Referencing the Supreme Court’s Pentagon Papers ruling that revolved around the 1971 leak of documents from the Defense Department about America’s outlook in the Vietnam War, Shellenberger suggested Myles may have violated that ruling protecting the First Amendment when ordering Leahy “to reveal the source of documents leaked to him.”

“A judge doesn’t have the right to force me to do something unconstitutional,” the Star’s editor-in-chief told the journalist over the phone.

Summing up the import of Monday’s hearing where Leahy would have to defend against being held in contempt, Shellenberger indicated, “The FBI had blocked the release of the documents, ostensibly fearing copycat killings by a ‘segment of the population more vulnerable or open to conspiracy theories.’ Someone leaked them to Leahy anyway, and he published articles that quoted from them.”

“The case is important for anyone who cares about free speech, a free press, and the Pentagon Papers principle,” he continued. “Leahy’s attorney filed an emergency motion last week, arguing that the Judge’s order would violate the First Amendment and Tennessee state law.”

Likewise, Tennessee Coalition for Open Government’s Executive Director Deborah Fisher told the AP, “This could raise First Amendment issues.”

Citing court filings, the AP indicated Hale had “at least 20 journals, a suicide note, and an unpublished memoir,” being kept from the public because of an active police investigation, a matter that gave cause for the Star to sue.

In November, a leak of the so-called “manifesto” resulted in administrative leave for seven members of the Metropolitan Nashville Police Department after commentator Steven Crowder shared images of handwritten pages from the document on his program, “Louder with Crowder.”
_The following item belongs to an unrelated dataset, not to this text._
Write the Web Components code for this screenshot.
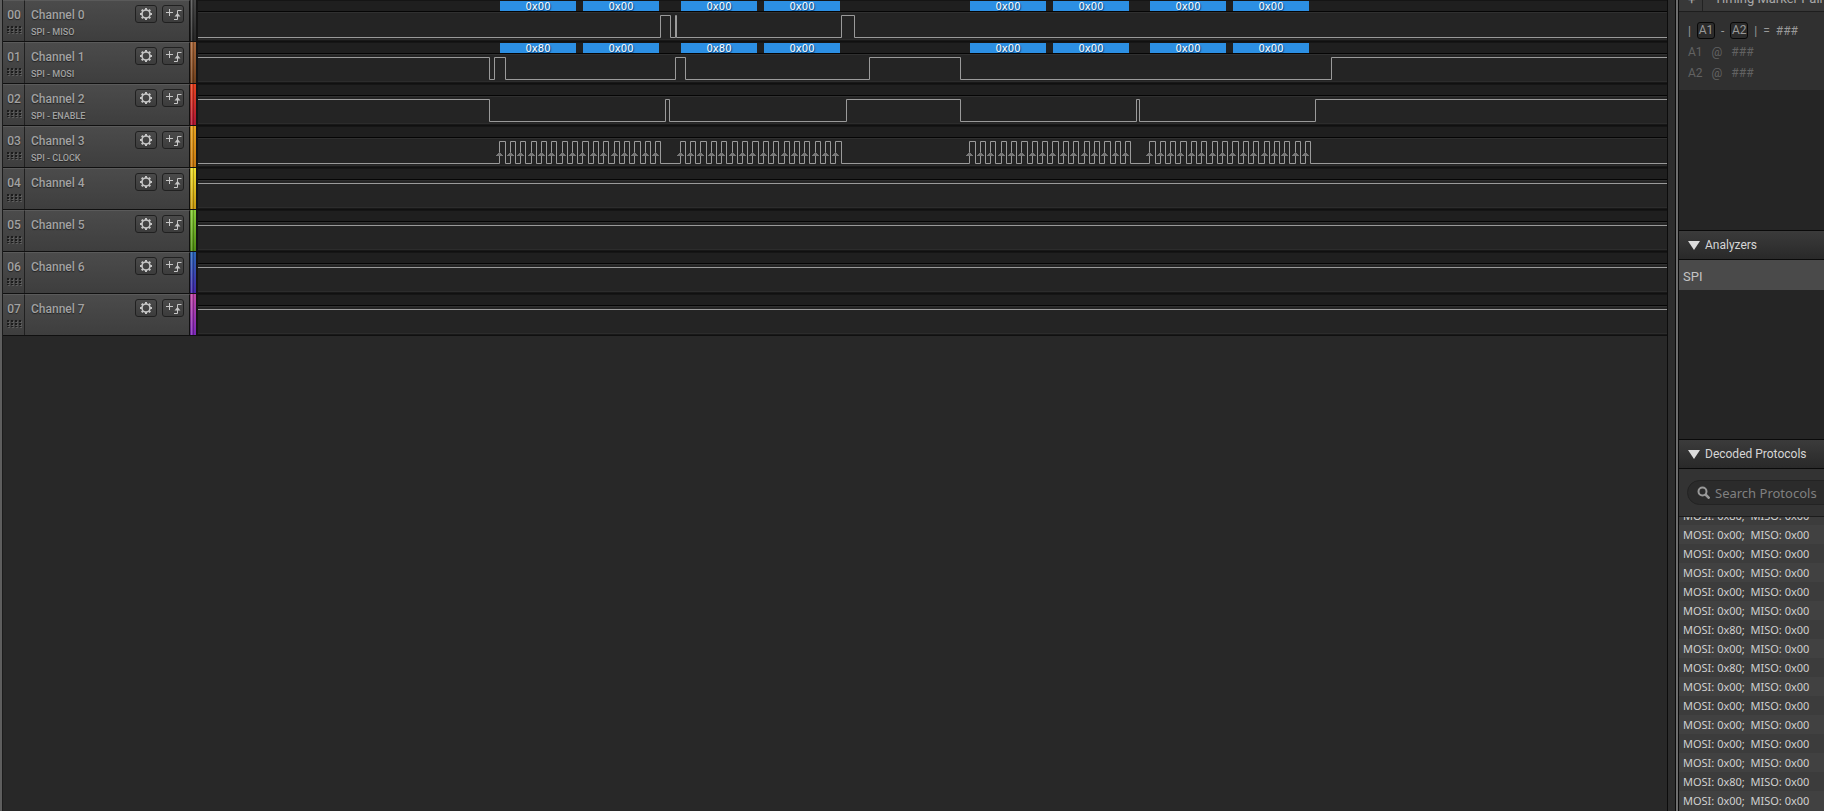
<!DOCTYPE html>
<html lang="en">
<head>
<meta charset="utf-8">
<title>Logic Analyzer</title>
<style>
html, body {
    height: 100%;
    margin: 0;
    overflow: hidden;
    background: #282828;
    font-family: Roboto, "Liberation Sans", sans-serif;
}
</style>
</head>
<body>
<la-app></la-app>

<template id="app">
<style>
:host {
    display: flex;
    height: 100%;
    color: #a2a2a2;
}

.edge {
    width: 2px;
    border-right: 1px solid #1c1c1c;
    background: #5e5e5e;
}

main {
    flex: 1;
    min-width: 0;
}

.splitter {
    width: 7px;
    border: solid #0c0c0c;
    border-width: 0 1px;
    background: #2d2d2d;
}

.rail {
    width: 2px;
    border-right: 1px solid #0c0c0c;
    background: #6e6e6e;
}

aside {
    display: flex;
    flex-direction: column;
    width: 145px;
    overflow: hidden;
    background: #252525;
}

.markers {
    height: 230px;
}

.analyzers {
    height: 209px;
}

.protocols {
    display: flex;
    flex: 1;
    flex-direction: column;
    min-height: 0;
}
</style>
<div class="edge"></div>
<main></main>
<div class="splitter"></div>
<div class="rail"></div>
<aside>
    <la-markers class="markers"></la-markers>
    <la-section class="analyzers" heading="Analyzers">
        <la-analyzer>SPI</la-analyzer>
    </la-section>
    <la-section class="protocols" heading="Decoded Protocols">
        <la-search></la-search>
        <la-results></la-results>
    </la-section>
</aside>
</template>

<template id="channel">
<style>
:host {
    display: flex;
    height: 41px;
    border-bottom: 1px solid #101010;
}

.number, .label {
    box-sizing: border-box;
    border-top: 1px solid #5a5a5a;
    background: linear-gradient(#4b4b4b, #3e3e3e);
    font-weight: 500;
    text-shadow: 0 1px 1px #222;
}

.number {
    width: 22px;
    padding: 6px 0 0 1px;
    border-right: 1px solid #202020;
    font-size: 12px;
    line-height: 16px;
    text-align: center;
}

.number svg {
    display: block;
    margin: 3px auto 0;
}

.label {
    display: flex;
    gap: 5px;
    width: 165px;
    padding: 4px 5px 0 6px;
    border-right: 1px solid #101010;
}

.names {
    flex: 1;
    padding-top: 1px;
    font-size: 12px;
    line-height: 18px;
    white-space: nowrap;
}

.role {
    font-size: 9px;
    line-height: 16px;
}

button {
    display: flex;
    align-items: center;
    justify-content: center;
    width: 22px;
    height: 18px;
    padding: 0;
    border: 1px solid #202020;
    border-radius: 3px;
    background: linear-gradient(#4a4a4a, #3c3c3c);
    color: #c6c6c6;
}

button svg {
    flex: none;
}

.color {
    width: 6px;
    border-right: 2px solid #141414;
    background: linear-gradient(90deg, #0003 0 1px, #fff3 1px 2px, #0000 2px 3px, #0004 3px 4px, #0000 4px),
        linear-gradient(var(--top), var(--bottom));
}

la-trace {
    flex: 1;
    min-width: 0;
}
</style>
<div class="number">
    <span id="number"></span>
    <svg width="15" height="9">
        <path fill="#5c5c5c" d="M1 1h2v2h-2zM5 1h2v2h-2zM9 1h2v2h-2zM13 1h2v2h-2zM1 4h2v2h-2zM5 4h2v2h-2zM9 4h2v2h-2zM13 4h2v2h-2zM1 7h2v1h-2zM5 7h2v1h-2zM9 7h2v1h-2zM13 7h2v1h-2z"/>
        <path fill="#1c1c1c" d="M0 0h2v2h-2zM4 0h2v2h-2zM8 0h2v2h-2zM12 0h2v2h-2zM0 3h2v2h-2zM4 3h2v2h-2zM8 3h2v2h-2zM12 3h2v2h-2zM0 6h2v1h-2zM4 6h2v1h-2zM8 6h2v1h-2zM12 6h2v1h-2z"/>
    </svg>
</div>
<div class="label">
    <div class="names">
        <div id="name"></div>
        <div id="role" class="role"></div>
    </div>
    <button aria-label="Channel settings">
        <svg width="14" height="14" viewBox="-7 -7 14 14" fill="none" stroke="currentColor">
            <circle r="4" stroke-width="1.600"/>
            <path stroke-width="2" d="M0-4v-2M0 4v2M-4 0h-2M4 0h2M3-3l1.300-1.300M3 3l1.300 1.300M-3-3l-1.300-1.300M-3 3l-1.300 1.300"/>
        </svg>
    </button>
    <button aria-label="Add trigger">
        <svg width="18" height="14" fill="none" stroke="currentColor">
            <path d="M2 5.500h7M5.500 2v7M10 12.500h3.500v-9h4"/>
            <path fill="currentColor" stroke="none" d="M10.500 9.500l3-3.500 3 3.500z"/>
        </svg>
    </button>
</div>
<div class="color"></div>
<la-trace></la-trace>
</template>

<template id="trace">
<style>
:host {
    position: relative;
    display: block;
    overflow: hidden;
    background: linear-gradient(#151515 0 1px, #1f1f1f 1px 11px, #050505 11px 12px, #303030 12px 13px, #242424 13px 39px, #2c2c2c 39px 40px, #181818 40px);
}

svg {
    display: block;
    width: 100%;
    height: 41px;
}

.wave {
    fill: none;
    stroke: #9a9a9a;
}

.arrows {
    fill: #777;
}

.byte {
    position: absolute;
    top: 1px;
    width: 76px;
    height: 10px;
    background: #2c8fe3;
    color: #fff;
    font: 10px/11px "DejaVu Sans", sans-serif;
    text-align: center;
    text-shadow: 1px 1px 1px #0a3c70;
}
</style>
<svg><path class="wave"/><path class="arrows"/></svg>
</template>

<template id="section">
<style>
:host {
    display: block;
}

h2 {
    display: flex;
    flex: none;
    align-items: center;
    gap: 5px;
    box-sizing: border-box;
    height: 30px;
    margin: 0;
    padding: 1px 0 0 9px;
    border: solid #0a0a0a;
    border-width: 1px 0;
    background: linear-gradient(#3b3b3b, #292929);
    color: #d6d6d6;
    font-size: 12px;
    font-weight: 400;
    line-height: 15px;
    white-space: nowrap;
}
</style>
<h2><svg width="12" height="9" fill="#ddd"><path d="M0 0h12l-6 9z"/></svg><span></span></h2>
<slot></slot>
</template>

<template id="analyzer">
<style>
:host {
    display: block;
    padding: 3px 0 0 4px;
    background: #4a4a4a;
    color: #c4c4c4;
    font-size: 13px;
    line-height: 27px;
}
</style>
<slot></slot>
</template>

<template id="markers">
<style>
:host {
    display: block;
    overflow: hidden;
    font-size: 12px;
    white-space: nowrap;
}

.bar {
    display: flex;
    align-items: flex-end;
    height: 11px;
    border-bottom: 1px solid #1e1e1e;
    background: #383838;
    color: #a8a8a8;
    font-size: 13px;
    line-height: 24px;
}

.add {
    width: 30px;
    height: 11px;
    border-right: 1px solid #222;
    line-height: 0;
    text-indent: 9px;
}

.title {
    padding-left: 11px;
}

.body {
    height: 70px;
    padding: 8px 0 0 9px;
    background: #303030;
    color: #626262;
}

.row {
    display: flex;
    align-items: center;
    gap: 9px;
    height: 21px;
}

.delta {
    gap: 6px;
    color: #999;
}

.tag {
    box-sizing: border-box;
    width: 18px;
    border: 1px solid #080808;
    border-radius: 3px;
    background: #2b2b2b;
    line-height: 15px;
    text-align: center;
}
</style>
<div class="bar"><span class="add">+</span><span class="title">Timing Marker Pair</span></div>
<div class="body">
    <div class="row delta"><span>|</span><span class="tag">A1</span><span>-</span><span class="tag">A2</span><span>|</span><span>=</span><span>###</span></div>
    <div class="row"><span>A1</span><span>@</span><span>###</span></div>
    <div class="row"><span>A2</span><span>@</span><span>###</span></div>
</div>
</template>

<template id="search">
<style>
:host {
    display: block;
    flex: none;
    padding: 11px 0 11px 8px;
    border-bottom: 1px solid #1c1c1c;
    background: #333;
}

label {
    display: flex;
    align-items: center;
    gap: 5px;
    box-sizing: border-box;
    width: 180px;
    height: 25px;
    padding-left: 9px;
    border: 1px solid #232323;
    border-radius: 13px;
    background: #2b2b2b;
}

input {
    width: 140px;
    padding: 0;
    border: 0;
    outline: 0;
    background: none;
    color: #bbb;
    font: 13px "Noto Sans", sans-serif;
}

input::placeholder {
    color: #808080;
}
</style>
<label>
    <svg width="13" height="13" fill="none" stroke="#999"><circle cx="5.500" cy="5.500" r="4" stroke-width="2"/><path stroke-width="2.500" d="M8.500 8.500l4 4"/></svg>
    <input type="text" aria-label="Search protocols" placeholder="Search Protocols">
</label>
</template>

<template id="results">
<style>
:host {
    display: flex;
    flex: 1;
    flex-direction: column;
    justify-content: flex-end;
    padding-bottom: 1px;
    overflow: hidden;
    background: #414141;
    color: #d0d0d0;
    font: 11px/19px "Noto Sans", sans-serif;
}

div {
    flex: none;
    height: 19px;
    padding-left: 4px;
    white-space: pre;
}

div:nth-child(even) {
    background: #3c3c3c;
}
</style>
</template>

<script>
// x positions count from the left edge of the trace
const BYTES_X = [302, 385, 483, 566, 772, 855, 952, 1035]

const CLOCK = [
    301, 307, 312, 317, 322, 327, 333, 338, 343, 348, 353, 358, 364, 369, 374, 379,
    384, 390, 395, 400, 405, 410, 416, 421, 426, 431, 436, 442, 447, 452, 457, 462,
    482, 487, 492, 497, 502, 508, 513, 518, 523, 528, 534, 539, 544, 549, 554, 560,
    565, 570, 575, 580, 586, 591, 596, 601, 606, 611, 617, 622, 627, 632, 637, 643,
    771, 777, 782, 787, 792, 797, 803, 808, 813, 818, 823, 829, 834, 839, 844, 849,
    854, 860, 865, 870, 875, 880, 886, 891, 896, 901, 906, 912, 917, 922, 927, 932,
    951, 957, 962, 967, 972, 977, 982, 988, 993, 998, 1003, 1008, 1014, 1019, 1024, 1029,
    1034, 1040, 1045, 1050, 1055, 1060, 1066, 1071, 1076, 1081, 1086, 1091, 1097, 1102, 1107, 1112
]

const CHANNELS = [
    {role: "SPI - MISO", colors: ["#484848", "#262626"], start: 0, edges: [462, 472, 477, 478, 643, 656],
        bytes: ["0x00", "0x00", "0x00", "0x00", "0x00", "0x00", "0x00", "0x00"]},
    {role: "SPI - MOSI", colors: ["#a8683c", "#70401c"], start: 1, edges: [291, 296, 307, 477, 487, 671, 762, 1133],
        bytes: ["0x80", "0x00", "0x80", "0x00", "0x00", "0x00", "0x00", "0x00"]},
    {role: "SPI - ENABLE", colors: ["#e84420", "#b01634"], start: 1, edges: [291, 467, 471, 648, 762, 938, 941, 1117]},
    {role: "SPI - CLOCK", colors: ["#e8a420", "#c87810"], start: 0, edges: CLOCK, arrows: true},
    {colors: ["#f0e030", "#c89810"], start: 1},
    {colors: ["#88cc38", "#508c14"], start: 1},
    {colors: ["#2c68b8", "#4428a8"], start: 1},
    {colors: ["#c048a8", "#7c28b8"], start: 1}
]

const RESULTS = ["80", "00", "00", "00", "00", "00", "80", "00", "80", "00", "00", "00", "00", "00", "80", "00"]

class BaseElement extends HTMLElement {

    constructor(){
        super()
        this.attachShadow({mode: "open"})
        let template = document.getElementById(this.localName.replace("la-", ""))
        this.shadowRoot.appendChild(template.content.cloneNode(true))
    }

    find(selector){
        return this.shadowRoot.querySelector(selector)
    }
}

class TraceElement extends BaseElement {

    set channel({start, edges = [], bytes = [], arrows}){
        let high = start == 1
        let path = `M-1 ${high ? 15.5 : 37.5}`

        for(let x of edges){
            high = !high
            path += `H${x + 0.5}V${high ? 15.5 : 37.5}`
        }

        this.find(".wave").setAttribute("d", path + "H9999")

        if(arrows){
            // rising edges are sampled
            let marks = edges.filter((x, i) => i % 2 == 0)
                .map(x => `M${x - 3} 30h7v-1h-1v-1h-1v-1h-1v-1h-1v1h-1v1h-1v1h-1z`)
            this.find(".arrows").setAttribute("d", marks.join(""))
        }

        bytes.forEach((value, i) => {
            let el = document.createElement("div")
            el.className = "byte"
            el.style.left = BYTES_X[i] + "px"
            el.textContent = value
            this.shadowRoot.appendChild(el)
        })
    }
}

class ChannelElement extends BaseElement {

    show(channel, index){
        this.find("#number").textContent = "0" + index
        this.find("#name").textContent = "Channel " + index
        this.find("#role").textContent = channel.role || ""
        this.style.setProperty("--top", channel.colors[0])
        this.style.setProperty("--bottom", channel.colors[1])
        this.find("la-trace").channel = channel
    }
}

class SectionElement extends BaseElement {

    connectedCallback(){
        this.find("h2 span").textContent = this.getAttribute("heading")
    }
}

class AnalyzerElement extends BaseElement {}

class MarkersElement extends BaseElement {}

class SearchElement extends BaseElement {}

class ResultsElement extends BaseElement {

    connectedCallback(){
        for(let mosi of RESULTS){
            let el = document.createElement("div")
            el.textContent = `MOSI: 0x${mosi};  MISO: 0x00`
            this.shadowRoot.appendChild(el)
        }
    }
}

class AppElement extends BaseElement {

    connectedCallback(){
        CHANNELS.forEach((channel, i) => {
            let el = document.createElement("la-channel")
            this.find("main").appendChild(el)
            el.show(channel, i)
        })
    }
}

customElements.define("la-trace", TraceElement)
customElements.define("la-channel", ChannelElement)
customElements.define("la-section", SectionElement)
customElements.define("la-analyzer", AnalyzerElement)
customElements.define("la-markers", MarkersElement)
customElements.define("la-search", SearchElement)
customElements.define("la-results", ResultsElement)
customElements.define("la-app", AppElement)
</script>
</body>
</html>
Speaking with The Center Square Sunday, Leahy indicated, “Yes, I intend to appear in court on Monday at 11 am, along with my attorneys, Nick Barry with America First Legal and Daniel Horwitz, a nationally recognized First Amendment attorney based here in Nashville.”

“The American people deserve to know the details of how Hale was radicalized by the trans agenda,” said former U.S. Attorney Jeff Clark on X. “And the victims’ family especially deserve to learn that information.”

“This is what the free press is for. It’s not designed to coddle the trans movement or keep secrets that could get people killed through ignorance,” he continued. “Worse yet’ what’s being threatened against Mike Leahy seems to be a strange amalgam of 1) violating the First Amendment ban on prior restraints on speech; 2) a threatened mystery violation of law just like the Alvin Bragg case against Trump (“step right up, ladies and gentlemen, pick a plus-up crime, any plus-up crime”); and 3) weaponization of contempt law, like what’s going on down in Fulton County with Judge Glanville in the Young Thug trial.”

“What’s going on in America? It’s like a slice of the state judiciary across multiple States has lost its collective mind,” Clark concluded. “It must be election silly season.”